=== Direction ===
Look through the lines of the material and count those containing "index". Give that count alone.

=== Dataset excerpt ===

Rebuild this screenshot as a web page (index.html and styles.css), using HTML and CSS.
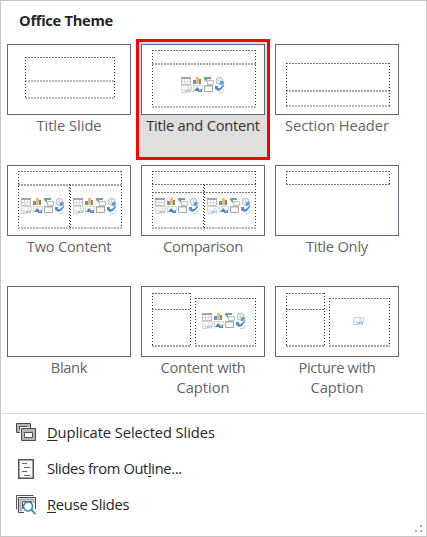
FILE: index.html
```html
<!DOCTYPE html>
<html lang="en">
<head>
<meta charset="utf-8">
<title>Office Theme</title>
<link rel="stylesheet" href="styles.css">
</head>
<body>
<svg class="defs" width="0" height="0" aria-hidden="true">
  <defs>
    <g id="picture">
      <path d="M.5 7.5V.5H10.5V5" fill="#fafafa" stroke="#d2d2d2"/>
      <path d="M.5 7.5H5" stroke="#c9c9c9"/>
      <path d="M1 6L3 4L6 6Z" fill="#c0daef"/>
      <circle cx="7.5" cy="2.5" r="1" fill="#f2cf9c"/>
      <path d="M4 7.3L6 4.5H10V7.3Z" fill="#8fb9e3"/>
      <path d="M7 6H9" stroke="#e8f1fa"/>
    </g>
    <g id="content" opacity=".88">
      <path d="M.5 .5H9.5V7.5H.5Z" fill="#fff" stroke="#b5b5b5"/>
      <path d="M0 1H10" stroke="#999" stroke-width="2"/>
      <path d="M3.5 2V8M6.5 2V8M1 4.5H9" stroke="#d5d5d5"/>
      <path d="M12 3H15V7H12Z" fill="#4e87c2"/>
      <path d="M15 0H18V7H15Z" fill="#e9b45c"/>
      <path d="M18 2H20V7H18Z" fill="#777"/>
      <path d="M23 0H30V2H26V5L23 2Z" fill="#5b9c7c"/>
      <path d="M26.500 3.500H32.500V7.500H26.500Z" fill="#f8f8f8" stroke="#a8c0b4"/>
      <circle cx="38.500" cy="3.800" r="3.500" fill="#f7f7f7" stroke="#adadad"/>
      <path d="M35 4H42M38.500 0V7" stroke="#d0d0d0"/>
      <path d="M39 5L41 3.500L43.500 5.500L41 8H39Z" fill="#4b91d2"/>
      <use href="#picture" y="8"/>
      <path d="M12.500 15.500V8.500H21.500V13" fill="#fafafa" stroke="#d2d2d2"/>
      <path d="M13 14L16 10L18 12L21 12V15H17V14Z" fill="#347bbd"/>
      <path d="M18 13H20" stroke="#d9e9f8"/>
      <path d="M23.500 8.500H31.500V14.500H23.500Z" fill="#fafafa" stroke="#999"/>
      <path d="M24 9H31" stroke="#aaa"/>
      <path d="M34 9H37V11L39 11L43 7L43 9L40 13L37 14L34 12Z" fill="#3c83c6"/>
      <path d="M38 15.500H41.500L43 12" fill="none" stroke="#c9c9c9"/>
    </g>
  </defs>
</svg>
<main class="panel">
  <h1 class="heading">Office Theme</h1>
  <section class="gallery">
    <figure class="layout">
      <svg class="thumb" viewBox="0 0 124 71">
        <path class="h" d="M18 13.500H108"/><path class="h soft" d="M18 37H108M18 54H108"/>
        <path class="v" d="M18.500 13V54M107.500 13V54"/>
      </svg>
      <figcaption class="loose">Title Slide</figcaption>
    </figure>
    <figure class="layout selected">
      <svg class="thumb" viewBox="0 0 124 71">
        <path class="h" d="M11 6.500H115"/><path class="h mid" d="M11 20H115"/><path class="h soft" d="M11 63H115"/>
        <path class="v" d="M11.500 6V63M114.500 6V63"/>
        <use href="#content" x="40" y="33"/>
      </svg>
      <figcaption>Title and Content</figcaption>
    </figure>
    <figure class="layout">
      <svg class="thumb" viewBox="0 0 124 71">
        <path class="h" d="M11 19.500H115"/><path class="h mid" d="M11 47H115"/><path class="h soft" d="M11 62H115"/>
        <path class="v" d="M11.500 19V62M114.500 19V62"/>
      </svg>
      <figcaption class="loose">Section Header</figcaption>
    </figure>
    <figure class="layout">
      <svg class="thumb" viewBox="0 0 124 71">
        <path class="h" d="M11 6.500H115"/><path class="h mid" d="M11 20H115"/><path class="h soft" d="M11 63H115"/>
        <path class="v" d="M11.500 6V63M114.500 6V63M62.500 19V63"/><path class="v" d="M63.500 20V63"/>
        <use href="#content" x="14" y="33"/><use href="#content" x="66" y="33"/>
      </svg>
      <figcaption>Two Content</figcaption>
    </figure>
    <figure class="layout">
      <svg class="thumb" viewBox="0 0 124 71">
        <path class="h" d="M11 6.500H115M11 19.500H115M11 27.500H115"/><path class="h soft" d="M11 63H115"/>
        <path class="v" d="M11.500 6V63M114.500 6V63M62.500 19V63"/><path class="v" d="M63.500 20V63"/>
        <use href="#content" x="14" y="33"/><use href="#content" x="66" y="33"/>
      </svg>
      <figcaption class="tight">Comparison</figcaption>
    </figure>
    <figure class="layout">
      <svg class="thumb" viewBox="0 0 124 71">
        <path class="h" d="M11 6.500H115M11 19.500H115"/><path class="v" d="M11.500 6V19M114.500 6V19"/>
      </svg>
      <figcaption>Title Only</figcaption>
    </figure>
    <figure class="layout">
      <svg class="thumb" viewBox="0 0 124 71"></svg>
      <figcaption class="tight">Blank</figcaption>
    </figure>
    <figure class="layout">
      <svg class="thumb" viewBox="0 0 124 71">
        <path class="h" d="M11 7.500H50M11 23.500H50M54 12.500H115"/><path class="h mid" d="M11 60H50M54 60H115"/>
        <path class="v" d="M11.500 7V60M49.500 7V60M54.500 12V60M114.500 12V60"/>
        <use href="#content" x="61" y="27"/>
      </svg>
      <figcaption>Content with<br><span class="loose">Caption</span></figcaption>
    </figure>
    <figure class="layout">
      <svg class="thumb" viewBox="0 0 124 71">
        <path class="h" d="M11 7.500H50M11 23.500H50M54 12.500H115"/><path class="h mid" d="M11 60H50M54 60H115"/>
        <path class="v" d="M11.500 7V60M49.500 7V60M54.500 12V60M114.500 12V60"/>
        <use href="#picture" x="78" y="31"/>
      </svg>
      <figcaption class="tight">Picture with<br><span class="loose">Caption</span></figcaption>
    </figure>
  </section>
  <nav class="menu">
    <a class="item">
      <svg class="icon" viewBox="0 0 20 20" fill="none">
        <path d="M.5 .5H14.500V5M.5 .5V9.500H4" stroke="#484848"/>
        <path d="M1 1H14V4H4V9H1Z" fill="#b5b5b5"/>
        <path d="M3.500 7V3.500H11.500" stroke="#555"/>
        <path d="M5.500 5.500H19.500V17.500H5.500Z" fill="#b5b5b5" stroke="#484848"/>
        <path d="M8.500 9.500H16.500V14.500H8.500Z" fill="#fff" stroke="#555"/>
      </svg>
      <span class="label loose"><u>D</u>uplicate Selected Slides</span>
    </a>
    <a class="item">
      <svg class="icon" viewBox="0 0 20 20" fill="none">
        <path d="M2.750 .75H17.250V19.250H2.750Z" fill="#f8f8f8" stroke="#555" stroke-width="1.500"/>
        <path d="M6 4.500H11M8 8.500H14M6 12.500H11M8 16.500H14" stroke="#666"/>
      </svg>
      <span class="label tight">Slides from Out<u>l</u>ine...</span>
    </a>
    <a class="item">
      <svg class="icon" viewBox="0 0 20 20" fill="none">
        <path d="M.5 14.500V.5H17.500" stroke="#555"/>
        <path d="M8 17.500H2.500V2.500H19.500V14" stroke="#484848"/>
        <path d="M6 15.500H4.500V4.500H17.500V8" stroke="#aaa" stroke-width="2"/>
        <path d="M7 13.500H6.500V6.500H15.500V8" stroke="#555"/>
        <circle cx="12" cy="11.500" r="4.500" fill="#fff" stroke="#3791cf" stroke-width="1.700"/>
        <path d="M15 14.500L19.500 19" stroke="#3791cf" stroke-width="1.800"/>
      </svg>
      <span class="label"><u>R</u>euse Slides</span>
    </a>
  </nav>
  <svg class="grip" viewBox="0 0 7 7"><path d="M5 0H7V2H5ZM0 5H2V7H0ZM5 5H7V7H5Z" fill="#a6a6a6"/></svg>
</main>
</body>
</html>
```
FILE: styles.css
```css
* { box-sizing: border-box; }
body { margin: 0; background: #fff; }
.defs { position: absolute; }
.panel {
  position: relative;
  width: 427px;
  height: 537px;
  border: 1px solid #c6c6c6;
  background: #fff;
  color: #262626;
  font: 14.7px/20px "Open Sans", "Noto Sans", sans-serif;
  letter-spacing: -0.23px;
}
.loose { letter-spacing: -0.03px; }
.tight { letter-spacing: -0.36px; }
.heading {
  height: 38px;
  margin: 0;
  padding: 9px 0 0 18px;
  font-size: 14.7px;
  line-height: 20px;
  font-weight: 700;
  letter-spacing: -0.3px;
}
.gallery {
  display: grid;
  grid-template-columns: repeat(3, 134px);
  grid-auto-rows: 121px;
  margin-left: 1px;
}
.layout {
  margin: 0;
  padding: 5px 0 0 5px;
  color: #666;
}
.selected {
  padding: 2px 0 0 2px;
  border: 3px solid #f00;
  background: #e1dfdd;
  color: #333;
}
.thumb {
  display: block;
  width: 124px;
  height: 71px;
  outline: 1px solid #5b6880;
  outline-offset: -1px;
  background: #fff;
}
.layout figcaption {
  width: 124px;
  text-align: center;
  white-space: nowrap;
}
.h { stroke: #777; stroke-dasharray: 2 1; }
.mid { stroke: #a5a5a5; stroke-width: 2; }
.soft { stroke: #b9b9b9; stroke-width: 2; }
.v { stroke: #333; stroke-dasharray: 1 2; }
.menu {
  margin: 11px 1px 0;
  border-top: 1px solid #dcdcdc;
}
.item {
  display: flex;
  align-items: center;
  gap: 11px;
  height: 36px;
  padding-left: 14px;
}
.label { padding-bottom: 2px; }
.item .loose { letter-spacing: -0.08px; }
.item:first-child { margin-top: 1px; }
.icon { width: 20px; height: 20px; }
.item u { text-underline-offset: 2px; text-decoration-thickness: 1px; }
.grip {
  position: absolute;
  right: 4px;
  bottom: 4px;
  width: 7px;
  height: 7px;
}
```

=== Result below ===
2